França: oposição avança com duas moções de censura contra o Governo, que "forçou" aprovação do Orçamento

Governo francês ativou cláusula controversa que permite fazer passar um orçamento do Estado sem apreciação do parlamento
Governo francês ativou cláusula controversa que permite fazer passar um orçamento do Estado sem apreciação do parlamento
A oposição francesa avançou esta quarta-feira com duas moções de censura contra o Governo do país. As medidas foram interpostas pela Nupes (coligação de esquerda) e pelo RN (Reagrupamento Nacional, partido de Marine Le Pen), devendo chegar ao hemiciclo na próxima segunda-feira.
As duas moções surgem em resposta ao anúncio feito pela primeira-ministra francesa esta quarta-feira. Élisabeth Borne afirmou que irá ativar a cláusula 43.9 da constituição francesa, um mecanismo que permite aprovar o orçamento do Estado sem que este seja aprovado pelo Parlamento.
Estes esforços contudo deverão sair frustrados. Segundo o Le Figaro, os deputados da Nupes recusam-se a votar a favor da moção do RN e vice-versa.
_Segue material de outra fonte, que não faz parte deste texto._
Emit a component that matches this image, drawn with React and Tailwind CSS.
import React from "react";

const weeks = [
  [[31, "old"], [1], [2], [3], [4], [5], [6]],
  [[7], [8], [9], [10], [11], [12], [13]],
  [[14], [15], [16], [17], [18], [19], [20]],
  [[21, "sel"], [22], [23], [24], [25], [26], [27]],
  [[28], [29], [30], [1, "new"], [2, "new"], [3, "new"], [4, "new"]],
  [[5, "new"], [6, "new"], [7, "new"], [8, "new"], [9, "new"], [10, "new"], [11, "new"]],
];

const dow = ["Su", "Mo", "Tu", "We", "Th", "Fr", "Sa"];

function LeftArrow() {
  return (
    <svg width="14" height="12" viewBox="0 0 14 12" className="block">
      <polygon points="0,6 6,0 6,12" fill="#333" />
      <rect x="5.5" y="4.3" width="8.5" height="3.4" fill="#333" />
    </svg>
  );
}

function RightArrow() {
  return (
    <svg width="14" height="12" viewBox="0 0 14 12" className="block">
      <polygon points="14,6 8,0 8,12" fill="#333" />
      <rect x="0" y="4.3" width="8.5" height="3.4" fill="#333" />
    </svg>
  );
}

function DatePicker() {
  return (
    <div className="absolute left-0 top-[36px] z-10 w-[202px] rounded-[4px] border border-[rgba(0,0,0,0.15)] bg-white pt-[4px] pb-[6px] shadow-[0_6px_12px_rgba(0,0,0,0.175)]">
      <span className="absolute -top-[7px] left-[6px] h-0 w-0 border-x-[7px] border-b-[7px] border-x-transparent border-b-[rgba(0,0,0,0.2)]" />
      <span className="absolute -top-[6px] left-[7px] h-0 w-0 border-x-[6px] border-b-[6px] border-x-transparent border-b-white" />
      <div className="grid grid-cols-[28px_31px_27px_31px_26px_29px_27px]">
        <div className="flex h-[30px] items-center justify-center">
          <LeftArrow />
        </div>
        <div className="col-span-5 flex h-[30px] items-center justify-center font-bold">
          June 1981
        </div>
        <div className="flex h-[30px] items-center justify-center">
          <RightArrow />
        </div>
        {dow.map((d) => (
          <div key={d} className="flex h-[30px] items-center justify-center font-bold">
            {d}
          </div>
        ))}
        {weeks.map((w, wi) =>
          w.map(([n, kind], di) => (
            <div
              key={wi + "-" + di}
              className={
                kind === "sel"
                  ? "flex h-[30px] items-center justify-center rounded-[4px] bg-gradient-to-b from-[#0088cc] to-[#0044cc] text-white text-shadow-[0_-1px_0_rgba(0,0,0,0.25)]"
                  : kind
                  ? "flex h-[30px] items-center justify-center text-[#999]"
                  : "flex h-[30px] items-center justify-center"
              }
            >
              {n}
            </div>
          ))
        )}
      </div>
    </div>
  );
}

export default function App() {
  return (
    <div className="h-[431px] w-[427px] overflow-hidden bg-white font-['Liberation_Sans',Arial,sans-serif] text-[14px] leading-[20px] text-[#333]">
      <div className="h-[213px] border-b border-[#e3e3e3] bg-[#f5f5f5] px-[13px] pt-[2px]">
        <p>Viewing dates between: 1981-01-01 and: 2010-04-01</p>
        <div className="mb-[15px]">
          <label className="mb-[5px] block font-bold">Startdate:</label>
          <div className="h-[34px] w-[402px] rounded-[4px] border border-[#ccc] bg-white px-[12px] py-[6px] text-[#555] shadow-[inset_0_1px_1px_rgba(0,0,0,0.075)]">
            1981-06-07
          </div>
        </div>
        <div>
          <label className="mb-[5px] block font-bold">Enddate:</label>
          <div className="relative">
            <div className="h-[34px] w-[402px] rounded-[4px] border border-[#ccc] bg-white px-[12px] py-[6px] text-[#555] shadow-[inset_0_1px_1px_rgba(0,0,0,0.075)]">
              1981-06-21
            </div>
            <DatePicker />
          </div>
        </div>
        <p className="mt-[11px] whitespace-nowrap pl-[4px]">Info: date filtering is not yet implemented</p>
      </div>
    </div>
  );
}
Mesmo que os dois lados se entendessem, o grupo parlamentar d'Os Republicanos (centro-direita) recusa envolver-se, não contribuindo assim com os votos necessários para derrubar o Governo.
A ativação da cláusula 49.3 já estava a ser antecipada há vários dias. Na Assembleia Nacional, o debate orçamental dura já há seis dias e o executivo de Emmanuel Macron (que tem apenas maioria relativa) corria o risco de não ver o documento aprovado ou dr este sofrer alterações significativas em matéria fiscal e de despesa pública. Durante o debate foram apresentadas 3500 propostas de alteração, das quais 102 foram aprovadas.
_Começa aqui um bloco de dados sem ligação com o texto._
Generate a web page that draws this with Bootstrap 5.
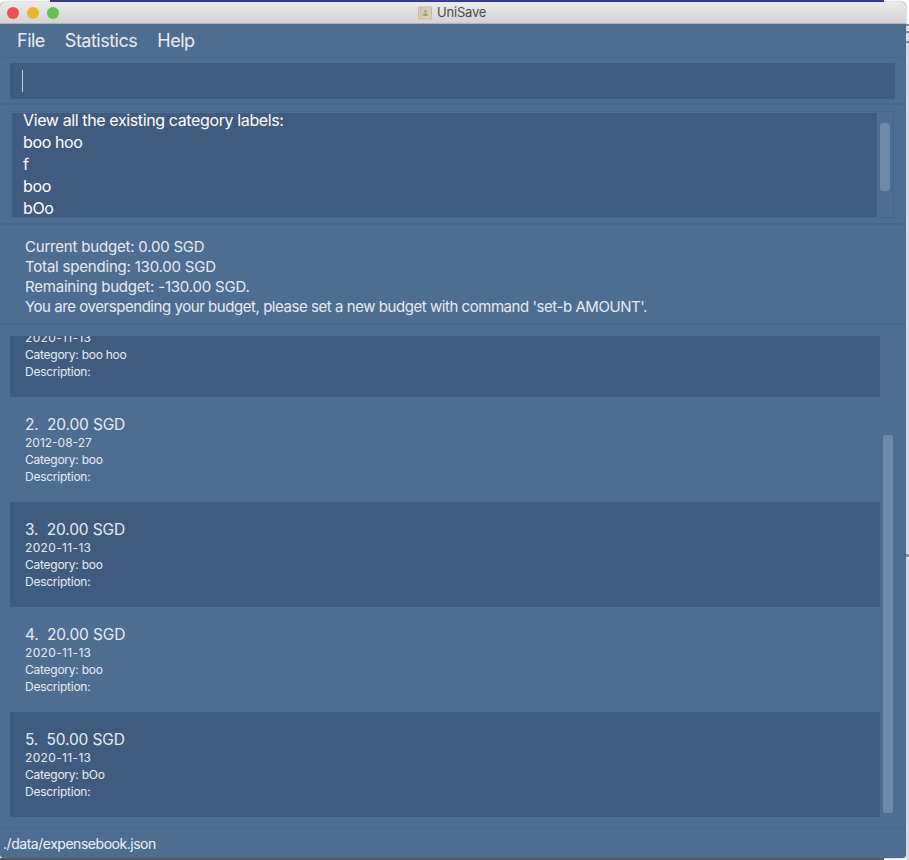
<!DOCTYPE html>
<html lang="en">
<head>
<meta charset="utf-8">
<title>UniSave</title>
<link href="https://cdn.jsdelivr.net/npm/bootstrap@5.3.0/dist/css/bootstrap.min.css" rel="stylesheet">
<style>
html, body { height: 860px; overflow: hidden; }
body { background: #fff; font-family: Inter, "Noto Sans", sans-serif; color: #e6ebf1; position: relative; }
.desk-strip { height: 2px; margin-left: 50px; margin-right: 25px; background: #3c3f9b; }
.desk-foot { height: 2px; margin-right: 25px; background: #5a5a5a; }
.desk-side { position: absolute; left: 906px; top: 24px; width: 3px; height: 836px; background: #dcdcdc; }
.desk-mark { position: absolute; left: 906px; width: 3px; background: #8c8c8c; }
.mark-a { top: 24px; height: 2px; }
.mark-b { top: 31px; height: 2px; }
.mark-c { top: 41px; height: 2px; }
.mark-d { top: 554px; height: 3px; }
.app-win { width: 906px; height: 856px; background: #4d6d91; border-radius: 5px 5px 4px 4px; overflow: hidden; box-shadow: 0 0 2px rgba(0,0,0,.45); }
.title-bar { height: 22px; background: linear-gradient(#ebebeb, #d3d3d3); border-bottom: 1px solid #b1b1b1; color: #4c4c4c; font-size: 13px; letter-spacing: -.2px; padding-left: 7px; }
.tl { width: 12px; height: 12px; border-radius: 50%; }
.tl-r { background: #e5554f; }
.tl-y { background: #e9b52f; }
.tl-g { background: #62c350; }
.title-mid { padding-left: 359px; gap: 5px; }
.menu-row { height: 34px; padding-left: 17px; gap: 20px; font-size: 18px; letter-spacing: -.5px; border-bottom: 1px solid #466789; color: #e9edf2; }
.cmd-sec { height: 47px; padding: 5px 11px 5px 10px; border-bottom: 2px solid #466789; }
.cmd-box { height: 36px; background: #3f5c7e; padding-left: 12px; }
.caret-bar { width: 1px; height: 22px; background: #c3ccd7; }
.res-sec { height: 120px; padding: 6px 12px 6px 10px; border-bottom: 2px solid #466789; }
.res-box { height: 107px; border: 1px solid #466789; padding: 1px 0 1px 1px; }
.res-text { width: 865px; height: 104px; background: #3f5c7e; padding-left: 11px; overflow: hidden; font-size: 16px; letter-spacing: -.38px; line-height: 22px; color: #fff; }
.res-inner { margin-top: -4px; }
.bar-a { width: 10px; height: 68px; margin: 10px 0 0 3px; background: #6e8aa8; border-radius: 3px; }
.bud-sec { height: 100px; padding: 12px 0 0 25px; font-size: 15px; letter-spacing: -.2px; line-height: 20px; border-bottom: 2px solid #466789; color: #e6ebf1; white-space: nowrap; }
.bud-long { letter-spacing: -.45px; }
.list-sec { height: 503px; padding: 11px 13px 10px 10px; border-bottom: 1px solid #466789; }
.list-clip { width: 870px; height: 481px; overflow: hidden; }
.list-inner { margin-top: -44px; }
.exp-row { height: 105px; padding: 19px 0 0 15px; font-size: 12px; letter-spacing: -.25px; line-height: 17px; color: #e6ebf1; }
.exp-row:nth-child(odd) { background: #3f5c7e; }
.exp-head { font-size: 15.5px; letter-spacing: -.155px; line-height: 18px; }
.exp-date { letter-spacing: .35px; }
.exp-date-b { letter-spacing: 0; }
.bar-b-wrap { width: 10px; margin-left: 3px; padding-top: 99px; }
.bar-b { width: 10px; height: 378px; background: #6e8aa8; border-radius: 3px; }
.stat-row { padding: 6px 0 0 3px; font-size: 14px; letter-spacing: -.47px; line-height: 20px; color: #eef1f5; }
</style>
</head>
<body>
<div class="desk-side"></div>
<div class="desk-mark mark-a"></div><div class="desk-mark mark-b"></div><div class="desk-mark mark-c"></div><div class="desk-mark mark-d"></div>
<div class="desk-strip"></div>
<div class="app-win d-flex flex-column">
  <div class="title-bar d-flex align-items-center flex-shrink-0">
    <div class="d-flex gap-2"><span class="tl tl-r"></span><span class="tl tl-y"></span><span class="tl tl-g"></span></div>
    <div class="title-mid d-flex align-items-center">
      <svg width="14" height="14" viewBox="0 0 14 14"><rect x="0.5" y="1" width="13" height="12" fill="#d6cfb4" stroke="#c4bda3"/><rect x="2.5" y="1" width="1" height="12" fill="#c4bda3"/><path d="M7.5 4a1.3 1.3 0 1 1 0 2.6a1.3 1.3 0 1 1 0-2.6zM5 10c.3-2 1.3-3 2.5-3s2.200 1 2.500 3z" fill="#a59d7e"/></svg>
      <span>UniSave</span>
    </div>
  </div>
  <div class="menu-row d-flex align-items-center flex-shrink-0">
    <span>File</span><span>Statistics</span><span>Help</span>
  </div>
  <div class="cmd-sec flex-shrink-0">
    <div class="cmd-box d-flex align-items-center"><span class="caret-bar"></span></div>
  </div>
  <div class="res-sec flex-shrink-0">
    <div class="res-box d-flex">
      <div class="res-text"><div class="res-inner">View all the existing category labels:<br>boo hoo<br>f<br>boo<br>bOo</div></div>
      <div class="bar-a"></div>
    </div>
  </div>
  <div class="bud-sec flex-shrink-0">
    <div>Current budget: 0.00 SGD</div>
    <div>Total spending: 130.00 SGD</div>
    <div>Remaining budget: -130.00 SGD.</div>
    <div class="bud-long">You are overspending your budget, please set a new budget with command 'set-b AMOUNT'.</div>
  </div>
  <div class="list-sec d-flex flex-shrink-0">
    <div class="list-clip">
      <div class="list-inner">
        <div class="exp-row"><div class="exp-head">1.&nbsp; 20.00 SGD</div><div class="exp-date">2020-11-13</div><div>Category: boo hoo</div><div>Description:</div></div>
        <div class="exp-row"><div class="exp-head">2.&nbsp; 20.00 SGD</div><div class="exp-date exp-date-b">2012-08-27</div><div>Category: boo</div><div>Description:</div></div>
        <div class="exp-row"><div class="exp-head">3.&nbsp; 20.00 SGD</div><div class="exp-date">2020-11-13</div><div>Category: boo</div><div>Description:</div></div>
        <div class="exp-row"><div class="exp-head">4.&nbsp; 20.00 SGD</div><div class="exp-date">2020-11-13</div><div>Category: boo</div><div>Description:</div></div>
        <div class="exp-row"><div class="exp-head">5.&nbsp; 50.00 SGD</div><div class="exp-date">2020-11-13</div><div>Category: bOo</div><div>Description:</div></div>
      </div>
    </div>
    <div class="bar-b-wrap"><div class="bar-b"></div></div>
  </div>
  <div class="stat-row">./data/expensebook.json</div>
</div>
<div class="desk-foot"></div>
<script src="https://cdn.jsdelivr.net/npm/bootstrap@5.3.0/dist/js/bootstrap.bundle.min.js"></script>
</body>
</html>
“No momento em que falamos, ao sexto dia de debate [orçamental], um grande número de alterações ainda estão por analisar”, afirmou Élisabeth Borne no Parlamento. “Esta decisão é a escolha da responsabilidade, porque devemos dar ao país um Orçamento coerente com os compromissos assumidos perante os franceses: sem aumento de impostos, sem aumento do défice.”
Na V República, o artigo 49.3 já foi utilizado 89 vezes, sendo que a última vez aconteceu no início do 2020, quando o Governo de Edouard Phillipe aprovou desta forma a reforma do sistema de pensões que seria depois suspensa devido à pandemia e será retomada por Borne.
Este artigo pode ser usado uma vez por sessão legislativa, para o Orçamento e para outra lei que o Governo considere essencial.
Embora não seja a primeira vez que a cláusila é utilizada, o seu uso no atual contexto de crescente tensão social é contudo visto como controverso.
No passado domingo, milhares de pessoas saíram à rua numa "marcha contra o alto custo de vida e a inação climática" em Paris. Esta terça-feira, o país foi paralisado por uma greve geral. Nos cartazes usados nas manifestações, foi possível avistar mensagens contra a ativação da 49.3.
“O uso da 49.3 atesta a fragilidade política do governo, ilustra o desrespeito pela representação nacional e confirma o impasse do executivo”, escreveram os deputados da Nupes no texto da moção de censura apresentada esta quarta-feira. “Esta 49.3, um ato de brutalidade anti-democrática, negação do parlamentarismo, provocação dos cidadãos representados pelos deputados eleitos pela Nupes, leva-nos a pedir a censura deste Governo.”
O texto da RN deverá ser conhecido esta quinta-feira.